Dans sa nouvelle « My Monticello » qui donne son titre au recueil et qui n’est pas encore disponible en français, Jocelyn Nicole Johnson met en scène Da’Naisha Hemings Love, une jeune étudiante noire de l’Université de Virginie. Sa grand-mère, Ma Violet, lui a toujours dit que son « middle name » indiquait bien qu’elle était une des descendantes de l’union de Jefferson avec son esclave.

Mais, l’auteur, qui est enseignante à Charlottesville, ne nous emmène pas revisiter le passé de Jefferson, à tout le moins pas directement. C’est dans un futur proche que l’histoire se déroule, un futur un peu dystopique et qui cependant ressemble beaucoup aux événements de l’été 2017 quand un défilé de nationalistes d’extrême-droite à Charlottesville avait dégénéré et qu’une contre-manifestante avait été tuée dans les violences qui suivirent.

White nationalists participate in a torch-lit march on the grounds of the University of Virginia ahead of the Unite the Right Rally in Charlottesville, Virginia on August 11, 2017. Picture taken August 11, 2017. REUTERS/Stephanie Keith – RC12CB996CB0

A la suite d’une catastrophe naturelle, la région de Charlottesville n’a plus d’électricité et les services publics font défaut. Des groupes armés se déplacent dans des pick-up trucks aux couleurs du suprémacisme blanc. Ils sèment la terreur et font brûler un quartier noir de la ville.

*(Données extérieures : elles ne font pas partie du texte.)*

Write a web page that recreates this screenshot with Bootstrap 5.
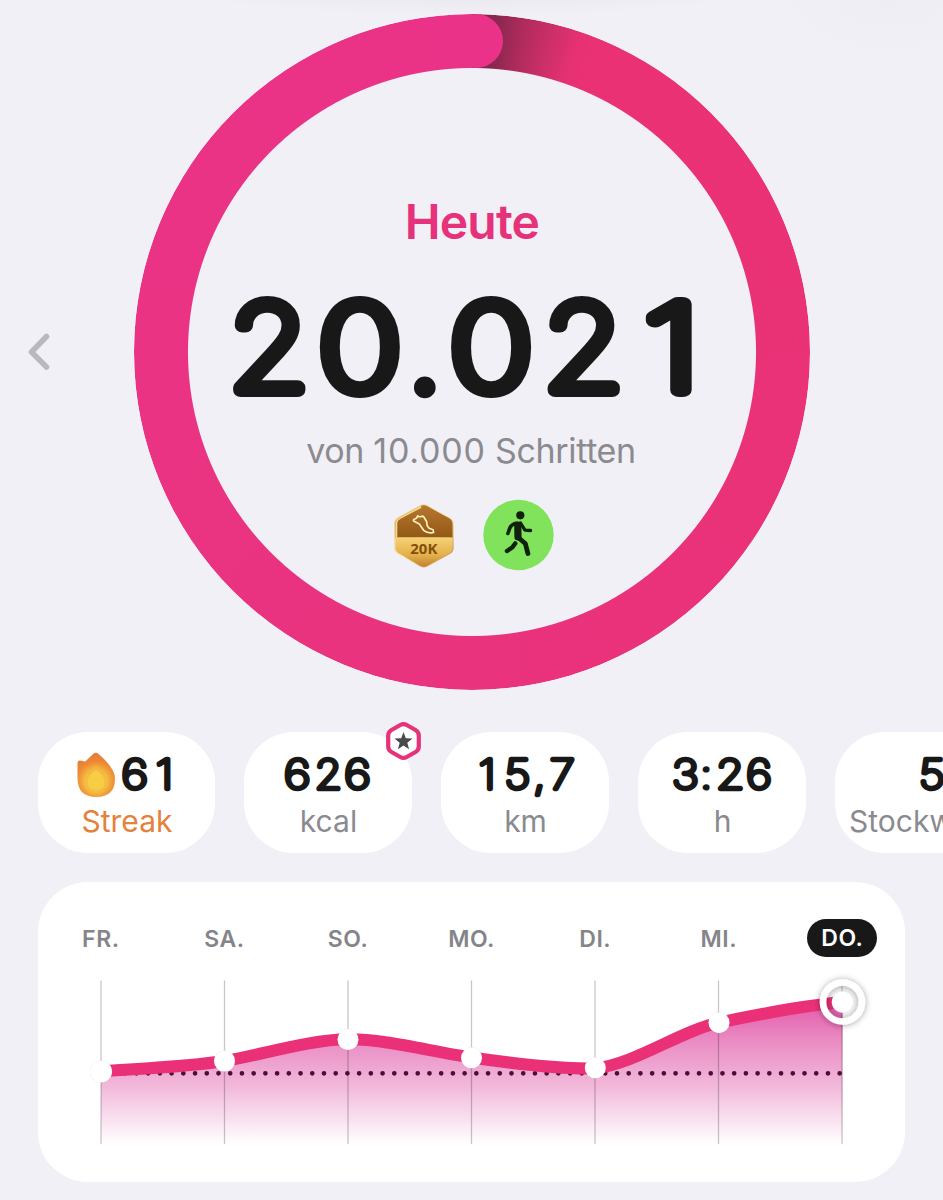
<!DOCTYPE html>
<html lang="de">
<head>
<meta charset="utf-8">
<meta name="viewport" content="width=device-width, initial-scale=1">
<title>Schritte</title>
<link href="https://cdn.jsdelivr.net/npm/bootstrap@5.3.0/dist/css/bootstrap.min.css" rel="stylesheet">
<style>
  body{background:#f1f0f6;font-family:Inter,"Liberation Sans",sans-serif;width:943px;height:1200px;overflow:hidden;color:#181818}
  svg{display:block;overflow:visible}
  .hero{height:718px;background:radial-gradient(ellipse 300px 28px at 470px -12px,rgba(0,0,0,.045),transparent),radial-gradient(ellipse 120px 60px at 890px 0,rgba(0,0,0,.012),transparent)}
  .prev{width:134px;padding-left:27px;padding-top:333px}
  .goal-ring{width:676px;height:676px;margin-top:14px}
  .ring-track{border-radius:50%;
    background:conic-gradient(#7d2449 0deg,#8f2852 5deg,#b02b5c 9deg,#cc2f68 14deg,#e63172 19deg,#ea3173 22deg,#ea3279 120deg,#ea3380 220deg,#ea3388 360deg);
    -webkit-mask:radial-gradient(circle,transparent 283.5px,#000 284.5px);mask:radial-gradient(circle,transparent 283.5px,#000 284.5px)}
  .ring-cap{width:54px;height:54px;left:315px;top:0;background:#ea3388}
  .today{font-size:48px;line-height:58px;font-weight:600;color:#e6327a;margin-top:179px;letter-spacing:-.8px}
  .goal-text{font-size:34px;line-height:42px;color:#8a8a8f;margin-top:26px;padding-right:2px;letter-spacing:-.35px}
  .goal-text span{letter-spacing:.8px}
  .awards{gap:28px;margin:28px 0 0 3px}
  .digits{fill:#181818;stroke:#181818;stroke-linejoin:round;stroke-linecap:round;font-family:Inter,sans-serif;font-weight:100}
  .dots{font-weight:200}
  .stats{gap:29px;padding-left:38px;padding-top:14px;overflow:hidden}
  .stat{width:168px;height:121px;border-radius:50px;background:#fff;flex:none}
  .stat-first{width:177px}
  .stat-label{font-size:30px;line-height:36px;color:#8a8a8f;margin-top:1px;padding-left:1px}
  .streak{color:#e4813a}
  .pin{left:141px;top:-10px}
  .week{width:867px;height:300px;border-radius:50px;background:#fff;margin:29px 0 0 38px;padding-top:37px}
  .day{width:123.6px;flex:none;text-align:center;font-size:23px;line-height:40px;font-weight:600;color:#858589;letter-spacing:.5px}
  .days{height:39px;padding-left:1px}
  .day-on{width:70px;height:38px;line-height:39px;margin:0 auto;background:#181818;color:#fff;border-radius:19px}
</style>
</head>
<body>
<header class="hero d-flex">
  <div class="prev">
    <svg width="24" height="38" viewBox="0 0 24 38"><path d="M19.500 3.500 4.500 19l15 15" fill="none" stroke="#b9b8be" stroke-width="5.500" stroke-linecap="round" stroke-linejoin="round"/></svg>
  </div>
  <div class="goal-ring position-relative d-flex flex-column align-items-center">
    <div class="ring-track position-absolute top-0 start-0 w-100 h-100"></div>
    <div class="ring-cap position-absolute rounded-circle"></div>
    <div class="today">Heute</div>
    <svg width="480" height="149" viewBox="232 255 480 149" class="mt-1">
      <g class="digits" font-size="118" stroke-width="14">
        <text y="390.300" x="208" transform="scale(1.1,1)">2</text>
        <text y="390.300" x="265" transform="scale(1.2,1)">0</text>
        <text y="391.200" x="408.500" class="dots" stroke-width="12.500">.</text>
        <text y="390.300" x="374.300" transform="scale(1.2,1)">0</text>
        <text y="390.300" x="493.900" transform="scale(1.1,1)">2</text>
        <text y="390.300" x="499.200" transform="scale(1.29,1)">1</text>
      </g>
    </svg>
    <div class="goal-text">von <span>10.000</span> Schritten</div>
    <div class="awards d-flex align-items-center">
      <svg width="62" height="64" viewBox="394 504 62 64">
        <defs>
          <linearGradient id="rim" x2="1" y2="1"><stop offset="0" stop-color="#e6b653"/><stop offset=".5" stop-color="#fff0ba"/><stop offset="1" stop-color="#bd792a"/></linearGradient>
          <linearGradient id="brown" x2="0" y2="1"><stop offset="0" stop-color="#b87932"/><stop offset="1" stop-color="#925815"/></linearGradient>
          <linearGradient id="gold" x2="0" y2="1"><stop offset="0" stop-color="#f5d275"/><stop offset=".55" stop-color="#e4b14b"/><stop offset="1" stop-color="#bd7a2c"/></linearGradient>
          <clipPath id="hex"><path d="M421 506.300q3.700-1.900 7.400 0l21.500 11.700q3.600 2 3.600 6v23.500q0 4-3.600 6l-21.500 12.200q-3.700 2-7.400 0L400 553.500q-3.500-2-3.500-6V524q0-4 3.500-6z"/></clipPath>
        </defs>
        <path d="M421 505.300q3.700-1.900 7.400 0l22.500 12.200q3.700 2 3.700 6v24.500q0 4-3.700 6l-22.500 12.500q-3.700 2-7.400 0L399 554q-3.700-2-3.700-6v-24.500q0-4 3.700-6z" fill="url(#rim)"/>
        <g clip-path="url(#hex)"><path d="M396 504h60v33.500h-60z" fill="url(#brown)"/><path d="M396 537.500h60V569h-60z" fill="url(#gold)"/><path d="M397 537.500v-14q0-4 4-6l21-11" fill="none" stroke="#f6da91" stroke-width="2.600"/></g>
        <path d="M415.500 519q2 .2 3.200-3.200 1.800 1.800 4.800.2l1.500 1.200 2.600 4.300.5 4 2 2.700 4 1.600.5 2.700q-5.600 1.300-10-2.200l-4.300-6.200-5.600-3q-.7-1.500.8-2.100z" fill="none" stroke="#fff1ba" stroke-width="1.700" stroke-linejoin="round"/>
        <text x="424.800" y="554" text-anchor="middle" font-family="Open Sans,sans-serif" font-weight="700" font-size="13.500" textLength="27" lengthAdjust="spacingAndGlyphs" fill="#82500c">20K</text>
      </svg>
      <svg width="71" height="71" viewBox="483 500 71 71">
        <circle cx="518.500" cy="535" r="35.200" fill="#80e35b"/>
        <g fill="none" stroke="#10210b" stroke-linecap="round" stroke-linejoin="round">
          <circle cx="520.300" cy="515.300" r="4.100" fill="#10210b" stroke="none"/>
          <path d="M517.800 525 518 537" stroke-width="7.200"/>
          <path d="M516 523.300q-5 1.500-6.300 5l-1.800 5.200" stroke-width="3.600"/>
          <path d="M520.500 523l4.500 7.200 5.600.3" stroke-width="3.300"/>
          <path d="M518.800 538l6.500 5.500 2.600 10" stroke-width="4.800"/>
          <path d="M515.200 543.500l-3 4-5.200 3.500" stroke-width="4.500"/>
        </g>
      </svg>
    </div>
  </div>
</header>

<section class="stats d-flex">
  <div class="stat stat-first d-flex flex-column align-items-center">
    <svg width="177" height="70" viewBox="38 732 177 70">
      <defs><radialGradient id="fire" gradientUnits="userSpaceOnUse" cx="96" cy="781" r="27"><stop offset=".3" stop-color="#f8cd45"/><stop offset=".42" stop-color="#f5bd40"/><stop offset=".5" stop-color="#f2ab3c"/><stop offset=".6" stop-color="#f09b39"/><stop offset=".72" stop-color="#ec8935"/><stop offset="1" stop-color="#e87b35"/></radialGradient></defs>
      <path d="M77.500 763q0-2.500 2.500-2.400l5.200 1 8.500-8q2.400-1.700 4.600.2Q115 768 115 778.500 115 797 96.300 797 77.500 797 77.500 778z" fill="url(#fire)"/>
      <path d="M96 765q10.500 7 10.500 16.500 0 10-10.500 10t-10.500-10q0-9.500 10.500-16.500z" fill="#f4b53f" opacity=".6"/><path d="M96 770q8.500 6 8.500 12.500 0 7.500-8.500 7.500t-8.500-7.500q0-6.500 8.500-12.500z" fill="#f8cd46"/>
      <g class="digits" font-size="41" stroke-width="4.500" transform="scale(1.16,1)"><text y="789" x="104.500 134.300">61</text></g>
    </svg>
    <div class="stat-label streak">Streak</div>
  </div>
  <div class="stat position-relative d-flex flex-column align-items-center">
    <svg width="168" height="70" viewBox="244.500 732 168 70"><g class="digits" font-size="41" stroke-width="4.500" transform="scale(1.16,1)"><text y="789" x="245">6</text><text y="789" x="297">6</text></g><g class="digits" font-size="41" stroke-width="4.700" transform="scale(1.07,1)"><text y="789" x="294.600">2</text></g></svg>
    <div class="stat-label">kcal</div>
    <svg class="pin position-absolute" width="37" height="38" viewBox="0 0 37 38">
      <path d="M15.300 3q3.200-1.800 6.400 0l8.800 5q3.300 2 3.300 5.500v11q0 3.500-3.300 5.500l-8.800 5q-3.200 1.800-6.400 0l-8.800-5q-3.300-2-3.300-5.500v-11Q3.200 10 6.500 8z" fill="#fff" stroke="#e6327a" stroke-width="4.200"/>
      <path d="m18.500 10 2.300 6.300 6.700.3-5.200 4.200 1.800 6.500-5.600-3.700-5.600 3.700 1.800-6.500-5.200-4.200 6.700-.3z" fill="#4a4a4c"/>
    </svg>
  </div>
  <div class="stat d-flex flex-column align-items-center">
    <svg width="168" height="70" viewBox="441.500 732 168 70"><g class="digits" font-size="41" stroke-width="4.500" transform="scale(1.12,1)"><text y="789" x="427.900 451 476.500 491.200">15,7</text></g></svg>
    <div class="stat-label">km</div>
  </div>
  <div class="stat d-flex flex-column align-items-center">
    <svg width="168" height="70" viewBox="638.500 732 168 70"><g class="digits" font-size="41" stroke-width="4.500" transform="scale(1.12,1)"><text y="789" x="600.500 625.300 639.800 666.500">3<tspan class="dots" stroke-width="3">:</tspan>26</text></g></svg>
    <div class="stat-label">h</div>
  </div>
  <div class="stat stat-first">
    <svg width="177" height="70" viewBox="835.500 732 177 70"><g class="digits" font-size="41" stroke-width="4.500" transform="scale(1.12,1)"><text y="789" x="821">5</text></g></svg>
    <div class="stat-label" style="padding-left:14px">Stockwerke</div>
  </div>
</section>

<section class="week">
  <div class="days d-flex">
    <div class="day">FR.</div><div class="day">SA.</div><div class="day">SO.</div><div class="day">MO.</div><div class="day">DI.</div><div class="day">MI.</div><div class="day"><div class="day-on">DO.</div></div>
  </div>
  <svg width="867" height="200" viewBox="38 958 867 200">
    <defs>
      <linearGradient id="area" gradientUnits="userSpaceOnUse" x1="0" y1="1001" x2="0" y2="1144"><stop offset="0" stop-color="#e558ab"/><stop offset=".3" stop-color="#ea8fc5"/><stop offset=".6" stop-color="#f2b9da"/><stop offset="1" stop-color="#fff"/></linearGradient>
      <filter id="glow" x="-50%" y="-50%" width="200%" height="200%"><feDropShadow dx="0" dy="0.500" stdDeviation="3.200" flood-color="#000" flood-opacity=".38"/></filter>
      <filter id="soft" x="-30%" y="-30%" width="160%" height="160%"><feDropShadow dx="0" dy="0" stdDeviation=".7" flood-color="#000" flood-opacity=".4"/></filter>
      <clipPath id="plot"><path d="M101 970h741.500v180H101z"/></clipPath>
    </defs>
    <g clip-path="url(#plot)">
      <path d="M101 1071.300C142 1068.500 190 1066.500 224.500 1061S310 1039.500 348 1039.300 430 1051.500 471.500 1057.500 560 1069.500 595.500 1068.300C635 1064 680 1031 719 1022.700S800 1006 843 1002V1144H101z" fill="url(#area)"/>
    </g>
    <path d="M101 980.500V1144M224.500 980.500V1144M348 980.500V1144M471.500 980.500V1144M595 980.500V1144M718.500 980.500V1144M842 980.500V1144" stroke="#000" stroke-opacity=".22" stroke-width="1.300"/>
    <path d="M101.300 1073.300H840" fill="none" stroke="#4a0d33" stroke-width="4.700" stroke-linecap="round" stroke-dasharray="0 11.720"/>
    <path clip-path="url(#plot)" d="M101 1071.300C142 1068.500 190 1066.500 224.500 1061S310 1039.500 348 1039.300 430 1051.500 471.500 1057.500 560 1069.500 595.500 1068.300C635 1064 680 1031 719 1022.700S800 1006 843 1002" fill="none" stroke="#ea3177" stroke-width="12"/>
    <g fill="#fff" filter="url(#soft)"><circle cx="101" cy="1071.500" r="11"/><circle cx="224.500" cy="1061" r="10.500"/><circle cx="348" cy="1039.500" r="10.500"/><circle cx="471.500" cy="1057.800" r="10.500"/><circle cx="595.300" cy="1067.800" r="10.500"/><circle cx="719" cy="1022.700" r="10.500"/></g>
    <circle cx="842.500" cy="1002" r="15" fill="#000" fill-opacity=".04"/>
    <circle cx="842.500" cy="1002" r="19.500" fill="none" stroke="#fff" stroke-width="6.600" filter="url(#glow)"/>
    <circle cx="842.500" cy="1002" r="10.700" fill="#fff" filter="url(#soft)"/>
  </svg>
</section>
<script src="https://cdn.jsdelivr.net/npm/bootstrap@5.3.0/dist/js/bootstrap.bundle.min.js"></script>
</body>
</html>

Da’Naisha prend la fuite avec sa grand-mère Ma Violet, et son petit ami blanc, Knox. Ils se retrouvent à Monticello où Da’Naisha avait jadis travaillé comme guide. Petit à petit, ils sont rejoints par d’autres et forment un groupe hétéroclite et multiracial qui organise sa survie autour de la plantation de Thomas Jefferson que les touristes ne visitent plus. Un soir, Da’Naisha et Knox rentrent dans la maison et en redécouvrent les secrets. Ils y installent Ma Violet dont la santé décline.

Une partie du groupe tente une expédition à Charlottesville pour voir comment la situation évolue et ce qu’il reste de leurs maisons. Da’Naisha espère en profiter pour récupérer les médicaments de sa grand-mère qui sont restés là-bas. Knox, toujours très attentionné l’accompagne, ainsi que Devin, un ancien boyfriend noir.  

Mais la sortie tourne court, les route sont bloquées et le groupe doit se replier sur Monticello où Ma Violet se meure. Ce court roman, très bien écrit, se termine alors que le groupe se prépare à affronter un assaut de ceux d’en bas. L’issue du combat est pour le moins incertaine, la résistance sera peut-être futile, mais les idéaux de Monticello et de ses anciens habitants, illustres ou esclaves, blancs et noirs, auront jeté toutes leurs forces dans la bataille.